I worked late last week and took a cab home. My one small luxury.
‘Park Slope. Take the Manhattan Bridge.’
We rounded the corner, turning south. It was a Monday, but it was one of those perfect early summer nights and the sidewalks were overflowing with people. We turned left onto Canal and suddenly confronted a mass of cars ahead. There were flashing lights, and no one was moving.
The cabdriver cursed. ‘Brooklyn Bridge, we take the Brooklyn Bridge,’ he said. ‘What the hell is going on?!’
So we turned again, making our way further downtown. There were noticeably fewer people outside and the streets were dark. Eventually, we got to the bridge. We wound up the ramp, only to be stopped at the top by police on horseback. Cars were idling everywhere. Drivers opened their windows and dangled their arms outside.
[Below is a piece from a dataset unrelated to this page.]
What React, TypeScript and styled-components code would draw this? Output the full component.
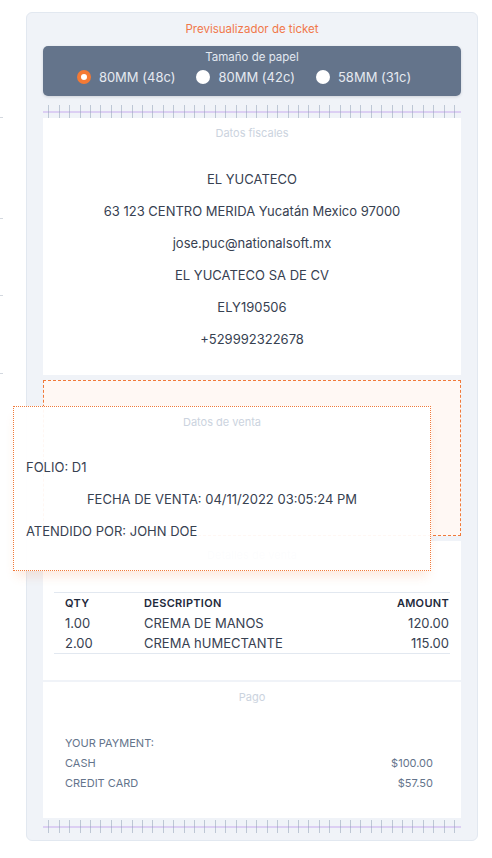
import styled, { createGlobalStyle } from "styled-components";

const GlobalStyle = createGlobalStyle`
  body {
    margin: 0;
    background: #ffffff;
    font-family: Inter, "Noto Sans", sans-serif;
  }
`;

const Page = styled.div`
  display: flex;
  align-items: flex-start;
`;

const Gutter = styled.div`
  width: 26px;
  display: flex;
  flex-direction: column;
  align-items: flex-start;
`;

const Mark = styled.div<{ $gap: number }>`
  width: 3px;
  height: 1px;
  margin-top: ${(p) => p.$gap}px;
  background: #d3d8df;
`;

const Panel = styled.div`
  position: relative;
  width: 452px;
  box-sizing: border-box;
  margin-top: 12px;
  padding: 8px 16px 7px;
  border: 1px solid #e2e8f0;
  border-radius: 6px;
  background: #f0f3f8;
`;

const Title = styled.div`
  text-align: center;
  font-size: 11.5px;
  line-height: 16px;
  color: #f0784a;
`;

const PaperBox = styled.div`
  margin-top: 9px;
  padding: 4px 0 9px;
  border-radius: 5px;
  background: #64748b;
  box-shadow: 0 1px 3px rgba(15, 23, 42, 0.15);
`;

const PaperLabel = styled.div`
  text-align: center;
  font-size: 11.5px;
  line-height: 14px;
  color: #e2e8f0;
`;

const RadioRow = styled.div`
  margin-top: 3px;
  display: flex;
  justify-content: center;
  gap: 5px;
`;

const RadioItem = styled.label`
  display: flex;
  align-items: center;
  gap: 8px;
  margin-right: 16px;
  font-size: 13px;
  line-height: 20px;
  color: #e5e9f0;
`;

const RadioDot = styled.span<{ $checked?: boolean }>`
  width: 14px;
  height: 14px;
  box-sizing: border-box;
  border-radius: 50%;
  background: #ffffff;
  border: ${(p) => (p.$checked ? "4.5px solid #f47a35" : "none")};
`;

const Edge = styled.div<{ $mt: number }>`
  margin-top: ${(p) => p.$mt}px;
  height: 13px;
  background:
    repeating-linear-gradient(
      90deg,
      transparent 0 5.5px,
      rgba(148, 163, 184, 0.55) 5.5px 6.5px,
      transparent 6.5px 10.4px
    ),
    linear-gradient(#dccff3, #dccff3) 0 6px / 100% 2px no-repeat;
`;

const Section = styled.div<{ $mt?: number }>`
  margin-top: ${(p) => p.$mt ?? 0}px;
  background: #ffffff;
`;

const SectionLabel = styled.div<{ $pt: number }>`
  padding-top: ${(p) => p.$pt}px;
  text-align: center;
  font-size: 11px;
  line-height: 14px;
  color: #cbd3de;
`;

const FiscalLines = styled.div`
  padding: 31px 0 28px;
  display: flex;
  flex-direction: column;
  gap: 16px;
  text-align: center;
  font-size: 13px;
  line-height: 16px;
  color: #374151;
`;

const Placeholder = styled.div`
  margin-top: 5px;
  height: 156px;
  box-sizing: border-box;
  border: 1px dashed #f07a3a;
  background: #fff8f4;
`;

const DetailTable = styled.div`
  margin: 30px 11px 0;
  border-top: 1px solid #e2e8f0;
  border-bottom: 1px solid #e2e8f0;
  display: grid;
  grid-template-columns: 90px 1fr auto;
`;

const Cell = styled.div<{ $head?: boolean; $right?: boolean; $first?: boolean }>`
  padding-left: ${(p) => (p.$first ? 11 : 0)}px;
  padding-right: ${(p) => (p.$right ? 1 : 0)}px;
  text-align: ${(p) => (p.$right ? "right" : "left")};
  font-size: ${(p) => (p.$head ? 11 : 13)}px;
  font-weight: ${(p) => (p.$head ? 600 : 400)};
  letter-spacing: ${(p) => (p.$head ? 0.3 : 0)}px;
  line-height: 20px;
  color: ${(p) => (p.$head ? "#1e293b" : "#374151")};
`;

const DetailBody = styled.div`
  padding-bottom: 26px;
`;

const PaymentList = styled.div`
  padding: 29px 28px 25px 22px;
  font-size: 11px;
  line-height: 20px;
  color: #64748b;
`;

const PaymentRow = styled.div`
  display: flex;
  justify-content: space-between;
`;

const DragOverlay = styled.div`
  position: absolute;
  left: -14px;
  top: 393px;
  width: 418px;
  height: 165px;
  box-sizing: border-box;
  border: 1px dotted #f07a3a;
  background: rgba(255, 255, 255, 0.94);
  box-shadow: 0 8px 10px -3px rgba(240, 122, 58, 0.16);
`;

const OverlayLines = styled.div`
  padding: 30px 12px 0;
  display: flex;
  flex-direction: column;
  gap: 16px;
  font-size: 13px;
  line-height: 16px;
  color: #374151;
`;

const OverlayLine = styled.div<{ $center?: boolean }>`
  text-align: ${(p) => (p.$center ? "center" : "left")};
`;

const sizes = [
  { label: "80MM (48c)", checked: true },
  { label: "80MM (42c)", checked: false },
  { label: "58MM (31c)", checked: false },
];

const fiscal = [
  "EL YUCATECO",
  "63 123 CENTRO MERIDA Yucatán Mexico 97000",
  "jose.puc@nationalsoft.mx",
  "EL YUCATECO SA DE CV",
  "ELY190506",
  "+529992322678",
];

const items = [
  { qty: "1.00", desc: "CREMA DE MANOS", amount: "120.00" },
  { qty: "2.00", desc: "CREMA hUMECTANTE", amount: "115.00" },
];

const payments = [
  { name: "CASH", amount: "$100.00" },
  { name: "CREDIT CARD", amount: "$57.50" },
];

export default function App() {
  return (
    <Page>
      <GlobalStyle />
      <Gutter>
        <Mark $gap={117} />
        <Mark $gap={100} />
        <Mark $gap={76} />
        <Mark $gap={77} />
      </Gutter>
      <Panel>
        <Title>Previsualizador de ticket</Title>
        <PaperBox>
          <PaperLabel>Tamaño de papel</PaperLabel>
          <RadioRow>
            {sizes.map((s) => (
              <RadioItem key={s.label}>
                <RadioDot $checked={s.checked} />
                {s.label}
              </RadioItem>
            ))}
          </RadioRow>
        </PaperBox>

        <Edge $mt={9} />
        <Section>
          <SectionLabel $pt={8}>Datos fiscales</SectionLabel>
          <FiscalLines>
            {fiscal.map((line) => (
              <div key={line}>{line}</div>
            ))}
          </FiscalLines>
        </Section>

        <Placeholder />

        <Section $mt={5}>
          <SectionLabel $pt={7}>Detalles de venta</SectionLabel>
          <DetailBody>
            <DetailTable>
              <Cell $head $first>QTY</Cell>
              <Cell $head>DESCRIPTION</Cell>
              <Cell $head $right>AMOUNT</Cell>
              {items.flatMap((it) => [
                <Cell key={it.desc + "q"} $first>{it.qty}</Cell>,
                <Cell key={it.desc + "d"}>{it.desc}</Cell>,
                <Cell key={it.desc + "a"} $right>{it.amount}</Cell>,
              ])}
            </DetailTable>
          </DetailBody>
        </Section>

        <Section $mt={2}>
          <SectionLabel $pt={8}>Pago</SectionLabel>
          <PaymentList>
            <div>YOUR PAYMENT:</div>
            {payments.map((p) => (
              <PaymentRow key={p.name}>
                <span>{p.name}</span>
                <span>{p.amount}</span>
              </PaymentRow>
            ))}
          </PaymentList>
        </Section>
        <Edge $mt={2} />

        <DragOverlay>
          <SectionLabel $pt={8}>Datos de venta</SectionLabel>
          <OverlayLines>
            <OverlayLine>FOLIO: D1</OverlayLine>
            <OverlayLine $center>FECHA DE VENTA: 04/11/2022 03:05:24 PM</OverlayLine>
            <OverlayLine>ATENDIDO POR: JOHN DOE</OverlayLine>
          </OverlayLines>
        </DragOverlay>
      </Panel>
    </Page>
  );
}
‘Bomb scare,’ the cabbie said, ’Must be a bomb scare.’ Then he ranted long and hard about how the ramp should have been blocked off and that Guiliani should still be mayor.
I called Mark. ‘The bridges are closed,’ I said. ‘Can you turn on New York One and see what the subways are doing?’
It turned out that nothing had made the news. I called 311, the city hotline, but the operator was equally clueless. He forwarded me to the MTA hotline, which was a recording claiming that all trains were running on schedule.
Eventually I got on the D train, which was running fine. In the car, people were dozing after a long day. Others read magazines or listened to music. We emerged from the tunnel and chugged slowly across the East River. I could see the Manhattan skyline behind us, all lit up.
I wanted to tell everyone on the train what was going on. I wanted to say, hey, can you believe? They shut down two bridges. The traffic is horrible. Cops everywhere.
But the car was so peaceful. Everyone was so calm. I held my breath and stared out at the lights outside.